Dancing directly with the camera, Eye opener and utterly beautiful experience and outcome. (In the next experiment) I will ask Maeve to play with me and the camera directly, physically. It’s joyful!

I can’t stop smiling! My whole body suspended in the moment. Sometime after the work., my body still processing it, experiencing it. I’ve been digging around the same mine for ages, finding gems I have expected to be there. It feels like suddenly I have dug a new type of precious stone. One I’m so keen to know (about). Very happy! I feel I need some time, some distance, to process it.


About the experience

This practice explores sensory experience of performing directly with the camera and the artist behind the camera. 

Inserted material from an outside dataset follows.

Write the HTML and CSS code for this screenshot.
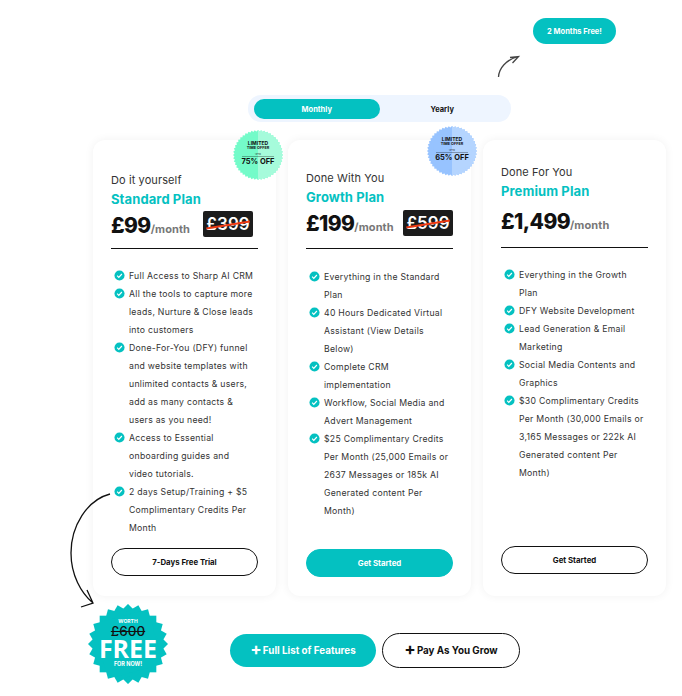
FILE: index.html
```html
<!DOCTYPE html>
<html lang="en">
<head>
    <meta charset="UTF-8">
    <meta name="viewport" content="width=device-width, initial-scale=1.0">
    <title>Pricing Plans</title>
    <link rel="stylesheet" href="styles.css">
</head>
<body>
    <!-- shared shapes -->
    <svg class="defs" width="0" height="0" aria-hidden="true">
        <defs>
            <symbol id="burstFine" viewBox="-50 -50 100 100">
                <rect x="-35.4" y="-35.4" width="70.8" height="70.8"/>
                <rect x="-35.4" y="-35.4" width="70.8" height="70.8" transform="rotate(7.5)"/>
                <rect x="-35.4" y="-35.4" width="70.8" height="70.8" transform="rotate(15)"/>
                <rect x="-35.4" y="-35.4" width="70.8" height="70.8" transform="rotate(22.5)"/>
                <rect x="-35.4" y="-35.4" width="70.8" height="70.8" transform="rotate(30)"/>
                <rect x="-35.4" y="-35.4" width="70.8" height="70.8" transform="rotate(37.5)"/>
                <rect x="-35.4" y="-35.4" width="70.8" height="70.8" transform="rotate(45)"/>
                <rect x="-35.4" y="-35.4" width="70.8" height="70.8" transform="rotate(52.5)"/>
                <rect x="-35.4" y="-35.4" width="70.8" height="70.8" transform="rotate(60)"/>
                <rect x="-35.4" y="-35.4" width="70.8" height="70.8" transform="rotate(67.5)"/>
                <rect x="-35.4" y="-35.4" width="70.8" height="70.8" transform="rotate(75)"/>
                <rect x="-35.4" y="-35.4" width="70.8" height="70.8" transform="rotate(82.5)"/>
            </symbol>
            <symbol id="burstWide" viewBox="-50 -50 100 100">
                <rect x="-35.4" y="-35.4" width="70.8" height="70.8"/>
                <rect x="-35.4" y="-35.4" width="70.8" height="70.8" transform="rotate(15)"/>
                <rect x="-35.4" y="-35.4" width="70.8" height="70.8" transform="rotate(30)"/>
                <rect x="-35.4" y="-35.4" width="70.8" height="70.8" transform="rotate(45)"/>
                <rect x="-35.4" y="-35.4" width="70.8" height="70.8" transform="rotate(60)"/>
                <rect x="-35.4" y="-35.4" width="70.8" height="70.8" transform="rotate(75)"/>
            </symbol>
            <symbol id="check" viewBox="0 0 12 12">
                <circle cx="6" cy="6" r="5.5" fill="#04c1c1"/>
                <path d="M3.4 6.2l1.8 1.8 3.4-3.6" fill="none" stroke="#fff" stroke-width="1.3"/>
            </symbol>
            <clipPath id="rightHalf">
                <rect x="50" y="0" width="50" height="100"/>
            </clipPath>
        </defs>
    </svg>

    <div class="page">
        <div class="promo-row">
            <span class="promo-pill">2 Months Free!</span>
        </div>

        <div class="toggle">
            <button class="toggle-btn toggle-active" type="button">Monthly</button>
            <button class="toggle-btn" type="button">Yearly</button>
        </div>

        <div class="plans">
            <!-- Standard -->
            <section class="plan plan-standard">
                <p class="plan-kicker">Do it yourself</p>
                <h2 class="plan-name">Standard Plan</h2>
                <div class="plan-price">
                    <span class="amount">£99</span><span class="per">/month</span>
                    <span class="old-price">£399</span>
                </div>
                <ul class="features">
                    <li><svg class="tick"><use href="#check"/></svg>Full Access to Sharp AI CRM</li>
                    <li><svg class="tick"><use href="#check"/></svg>All the tools to capture more leads, Nurture &amp; Close leads into customers</li>
                    <li><svg class="tick"><use href="#check"/></svg>Done-For-You (DFY) funnel and website templates with unlimited contacts &amp; users, add as many contacts &amp; users as you need!</li>
                    <li><svg class="tick"><use href="#check"/></svg>Access to Essential onboarding guides and<br>video tutorials.</li>
                    <li><svg class="tick"><use href="#check"/></svg>2 days Setup/Training + $5 Complimentary Credits Per Month</li>
                </ul>
                <a class="plan-btn" href="#">7-Days Free Trial</a>
            </section>

            <!-- Growth -->
            <section class="plan plan-growth">
                <p class="plan-kicker">Done With You</p>
                <h2 class="plan-name">Growth Plan</h2>
                <div class="plan-price">
                    <span class="amount">£199</span><span class="per">/month</span>
                    <span class="old-price">£599</span>
                </div>
                <ul class="features">
                    <li><svg class="tick"><use href="#check"/></svg>Everything in the Standard Plan</li>
                    <li><svg class="tick"><use href="#check"/></svg>40 Hours Dedicated Virtual Assistant (View Details Below)</li>
                    <li><svg class="tick"><use href="#check"/></svg>Complete CRM implementation</li>
                    <li><svg class="tick"><use href="#check"/></svg>Workflow, Social Media and Advert Management</li>
                    <li><svg class="tick"><use href="#check"/></svg>$25 Complimentary Credits Per Month (25,000 Emails or 2637 Messages or 185k AI Generated content Per Month)</li>
                </ul>
                <a class="plan-btn plan-btn-solid" href="#">Get Started</a>
            </section>

            <!-- Premium -->
            <section class="plan plan-premium">
                <p class="plan-kicker">Done For You</p>
                <h2 class="plan-name">Premium Plan</h2>
                <div class="plan-price">
                    <span class="amount">£1,499</span><span class="per">/month</span>
                </div>
                <ul class="features">
                    <li><svg class="tick"><use href="#check"/></svg>Everything in the Growth Plan</li>
                    <li><svg class="tick"><use href="#check"/></svg>DFY Website Development</li>
                    <li><svg class="tick"><use href="#check"/></svg>Lead Generation &amp; Email Marketing</li>
                    <li><svg class="tick"><use href="#check"/></svg>Social Media Contents and Graphics</li>
                    <li><svg class="tick"><use href="#check"/></svg>$30 Complimentary Credits Per Month (30,000 Emails or 3,165 Messages or 222k AI Generated content Per Month)</li>
                </ul>
                <a class="plan-btn" href="#">Get Started</a>
            </section>
        </div>

        <div class="actions">
            <a class="action-btn action-solid" href="#"><span class="plus">+</span>Full List of Features</a>
            <a class="action-btn action-outline" href="#"><span class="plus">+</span>Pay As You Grow</a>
        </div>

        <!-- overlays -->
        <svg class="arrow-up" viewBox="0 0 24 24" width="24" height="24">
            <path d="M1.500 23C2 14 9 6 21 2.500M13 3.500L21.500 2.500L15.500 9" fill="none" stroke="#444" stroke-width="1.300"/>
        </svg>

        <svg class="arrow-down" viewBox="0 0 48 120" width="48" height="120">
            <path d="M41 3C18 9 2 35 2 62C2 84 12 102 24 112M18 99L24 112L12 116" fill="none" stroke="#111" stroke-width="1.300"/>
        </svg>

        <div class="burst burst-green">
            <svg viewBox="0 0 100 100"><use href="#burstFine" width="100" height="100" class="tone-dark"/><g clip-path="url(#rightHalf)"><use href="#burstFine" width="100" height="100" class="tone-light"/></g></svg>
            <div class="burst-text">
                <span class="burst-top">LIMITED</span>
                <span class="burst-sub">TIME OFFER</span>
                <span class="burst-upto">UPTO</span>
                <span class="burst-off">75% OFF</span>
            </div>
        </div>

        <div class="burst burst-blue">
            <svg viewBox="0 0 100 100"><use href="#burstFine" width="100" height="100" class="tone-dark"/><g clip-path="url(#rightHalf)"><use href="#burstFine" width="100" height="100" class="tone-light"/></g></svg>
            <div class="burst-text">
                <span class="burst-top">LIMITED</span>
                <span class="burst-sub">TIME OFFER</span>
                <span class="burst-upto">UPTO</span>
                <span class="burst-off">65% OFF</span>
            </div>
        </div>

        <div class="free-badge">
            <svg viewBox="0 0 100 100"><use href="#burstWide" width="100" height="100"/></svg>
            <div class="free-text">
                <span class="free-worth">WORTH</span>
                <span class="free-old">£600</span>
                <span class="free-main">FREE</span>
                <span class="free-now">FOR NOW!</span>
            </div>
        </div>
    </div>
</body>
</html>
```

FILE: styles.css
```css
* {
    box-sizing: border-box;
}

body {
    font-family: "Inter", "Liberation Sans", sans-serif;
    background-color: #fff;
    color: #111;
    margin: 0;
}

a {
    text-decoration: none;
}

.defs {
    position: absolute;
}

.page {
    position: relative;
    width: 682px;
    height: 696px;
    overflow: hidden;
    padding-top: 18px;
}

/* promo + toggle */
.promo-row {
    display: flex;
    justify-content: flex-end;
    padding-right: 66px;
}

.promo-pill {
    display: flex;
    align-items: center;
    justify-content: center;
    width: 83px;
    height: 26px;
    border-radius: 13px;
    background-color: #04c1c1;
    color: #fff;
    font-size: 7.5px;
    font-weight: 700;
}

.toggle {
    display: flex;
    width: 263px;
    height: 27px;
    margin: 51px 0 0 248px;
    padding: 4px 6px;
    border-radius: 13px;
    background-color: #eef5ff;
}

.toggle-btn {
    width: 126px;
    height: 20px;
    padding: 0;
    border: none;
    border-radius: 10px;
    background: none;
    color: #111;
    font-family: inherit;
    font-size: 7.5px;
    font-weight: 700;
}

.toggle-active {
    background-color: #04c1c1;
    color: #fff;
}

/* plan cards */
.plans {
    display: flex;
    gap: 12px;
    height: 456px;
    margin: 18px 0 0 93px;
}

.plan {
    display: flex;
    flex-direction: column;
    width: 183px;
    padding: 0 18px;
    border-radius: 12px;
    background-color: #fff;
    box-shadow: 0 0 10px rgba(0, 0, 0, 0.06);
}

.plan-standard {
    padding-top: 33px;
    padding-bottom: 20px;
}

.plan-growth {
    padding-top: 31px;
    padding-bottom: 19px;
}

.plan-premium {
    padding-top: 25px;
    padding-bottom: 22px;
}

.plan-kicker {
    margin: 0;
    font-size: 11px;
    line-height: 14px;
    letter-spacing: 0.1px;
    color: #333;
}

.plan-name {
    margin: 5px 0 0;
    font-size: 13px;
    line-height: 14px;
    letter-spacing: 0.1px;
    font-weight: 700;
    color: #04c1c1;
}

.plan-price {
    display: flex;
    align-items: flex-end;
    height: 43px;
    padding-bottom: 10px;
    border-bottom: 1px solid #111;
}

.plan-growth .plan-price {
    height: 45px;
    padding-bottom: 12px;
}

.plan-premium .plan-price {
    height: 50px;
    padding-bottom: 13px;
}

.amount {
    font-size: 21px;
    line-height: 24px;
    letter-spacing: -0.6px;
    font-weight: 800;
    color: #111;
}

.per {
    font-size: 11px;
    line-height: 18px;
    letter-spacing: 0.1px;
    font-weight: 700;
    color: #777;
}

.old-price {
    position: relative;
    display: block;
    width: 50px;
    height: 26px;
    margin: 0 5px 1px auto;
    border-radius: 2px;
    background-color: #1c1c1c;
    color: #fff;
    font-size: 17px;
    line-height: 26px;
    font-weight: 600;
    text-align: center;
}

.plan-growth .old-price {
    margin-right: 0;
    margin-bottom: 0;
}

.old-price::after {
    content: "";
    position: absolute;
    left: 3px;
    right: 3px;
    top: 13px;
    height: 1.5px;
    background-color: #f03a12;
    transform: rotate(-9deg);
}

.features {
    flex: 1;
    margin: 18px 0 0;
    padding: 0;
    list-style: none;
    font-size: 8.7px;
    line-height: 18px;
    letter-spacing: 0.27px;
    color: #333;
}

.plan-growth .features {
    margin-top: 19px;
}

.features li {
    position: relative;
    padding-left: 18px;
}

.tick {
    position: absolute;
    left: 3px;
    top: 3px;
    width: 11px;
    height: 11px;
}

.plan-btn {
    display: flex;
    align-items: center;
    justify-content: center;
    height: 28px;
    border: 1px solid #111;
    border-radius: 14px;
    color: #111;
    font-size: 7.8px;
    font-weight: 700;
}

.plan-btn-solid {
    border-color: #04c1c1;
    background-color: #04c1c1;
    color: #fff;
}

/* bottom buttons */
.actions {
    display: flex;
    align-items: center;
    gap: 6px;
    margin: 37px 0 0 230px;
}

.action-btn {
    display: flex;
    align-items: center;
    justify-content: center;
    border-radius: 18px;
    font-size: 9.8px;
    font-weight: 700;
}

.plus {
    margin: 0 1px 3px 0;
    font-size: 17px;
    line-height: 14px;
}

.action-solid {
    width: 146px;
    height: 33px;
    background-color: #04c1c1;
    color: #fff;
}

.action-outline {
    width: 138px;
    height: 35px;
    border: 1px solid #111;
    color: #111;
}

/* things lying over the cards */
.arrow-up {
    position: absolute;
    left: 497px;
    top: 54px;
}

.arrow-down {
    position: absolute;
    left: 69px;
    top: 491px;
}

.burst {
    position: absolute;
    width: 50px;
    height: 50px;
}

.burst svg {
    display: block;
    width: 100%;
    height: 100%;
}

.burst-green {
    left: 233px;
    top: 130px;
}

.burst-blue {
    left: 427px;
    top: 126px;
}

.burst-green .tone-dark {
    fill: #74fbc9;
}

.burst-green .tone-light {
    fill: #a6fbdb;
}

.burst-blue .tone-dark {
    fill: #97c3ff;
}

.burst-blue .tone-light {
    fill: #b5d5ff;
}

.burst-text {
    position: absolute;
    inset: 0;
    display: flex;
    flex-direction: column;
    align-items: center;
    justify-content: center;
    padding-bottom: 2px;
    color: #111;
    font-weight: 700;
    text-align: center;
}

.burst-top {
    font-size: 5px;
    line-height: 5px;
}

.burst-sub {
    font-size: 3.8px;
    line-height: 4px;
}

.burst-upto {
    width: 32px;
    margin-top: 3px;
    border-bottom: 1px solid rgba(0, 0, 0, 0.3);
    font-size: 2.2px;
    line-height: 3px;
    font-weight: 400;
}

.burst-off {
    font-size: 7.5px;
    line-height: 10px;
}

.free-badge {
    position: absolute;
    left: 88px;
    top: 604px;
    width: 80px;
    height: 80px;
    fill: #04c1c1;
}

.free-badge svg {
    display: block;
    width: 100%;
    height: 100%;
}

.free-text {
    position: absolute;
    inset: 0;
    display: flex;
    flex-direction: column;
    align-items: center;
    justify-content: center;
    padding-bottom: 3px;
    color: #fff;
    font-weight: 700;
    text-align: center;
}

.free-worth {
    font-size: 5px;
    line-height: 7px;
}

.free-old {
    color: #111;
    font-size: 13.5px;
    line-height: 12px;
    font-weight: 500;
    text-decoration: line-through;
}

.free-main {
    margin-top: 1px;
    font-family: "Open Sans", sans-serif;
    font-size: 25px;
    line-height: 20px;
}

.free-now {
    margin-top: 2px;
    font-size: 5.5px;
    line-height: 8px;
}
```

In this particular work, the performer in front and behind the camera (filmmaker) are the same person. The performance takes place by the human performer and the extended performer as the camera. It is an integration of performer and the camera. The physicality of the camera is explored and experienced by both cinematographer behind the camera and the performer in front of the camera, in an extremely intimate intra-action with the camera. The proximity of the performance of the hand in front of the camera is increased until there is no longer a distance between the physical hand and the lens. There is a directly sensorial experience of the camera through touching and caressing it. In this experiment, there is no distance between the apparatus, its operator and the performer, who are the same person. The operating hand also adjusts the lens to and from, so the left and right hand and the body are all feeling the camera. The image in the frame becomes increasingly blurred, displaying the hand as a phantom form of the fingers and the space between, becoming less distinct as they blur into black.  The shapes almost touch the front of the lens and caress the sides of the camera, with light between the fingers creating more abstract shapes.  The movements and shapes appear as ethereal floating forms. A metaphoric image that mirrors the felt sense of the creative experience and the unexpected forms and movements with the body, in the mind and on the mediated forms on screen.